Can You File a Workers’ Compensation Claim After Leaving a Job?

  1. Worker's Compensation
  2. Can You File a Workers’ Compensation Claim After Leaving a Job?

The vast majority of people who file workers’ compensation claims are still employed when they apply for benefits. However, in some cases, an injured worker may decide to file a workers’ compensation claim after leaving a job. Is this possible? Are you still entitled to benefits if you are no longer employed by the company? Here’s what you should know:

Are Injuries Sustained Before or After Employment Covered?

The law states that injuries are not covered by the workers’ compensation system if they were sustained at a time where you were not working for your employer. This means you cannot file a workers’ compensation claim for injuries you sustained before getting hired or after terminating your employment. However, you are entitled to benefits for injuries that occurred during the course of your employment. This is true regardless of whether the injuries were sustained on the first or last day of your employment—if you were employed, the injuries are covered.

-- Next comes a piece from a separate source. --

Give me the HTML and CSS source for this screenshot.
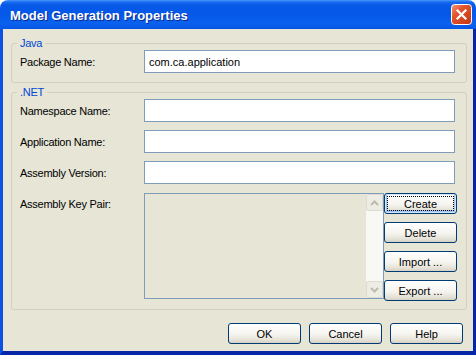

Recovering Workers’ Compensation Benefits After Leaving A Job

In some cases, it may be appropriate to file a claim for workers’ compensation benefits after leaving a job. For example, let’s say you sustain a repetitive use injury, which is caused by repetitive movements or overuse. These injuries occur gradually over time, so you may not understand the severity of the injury until you have already parted ways with your employer.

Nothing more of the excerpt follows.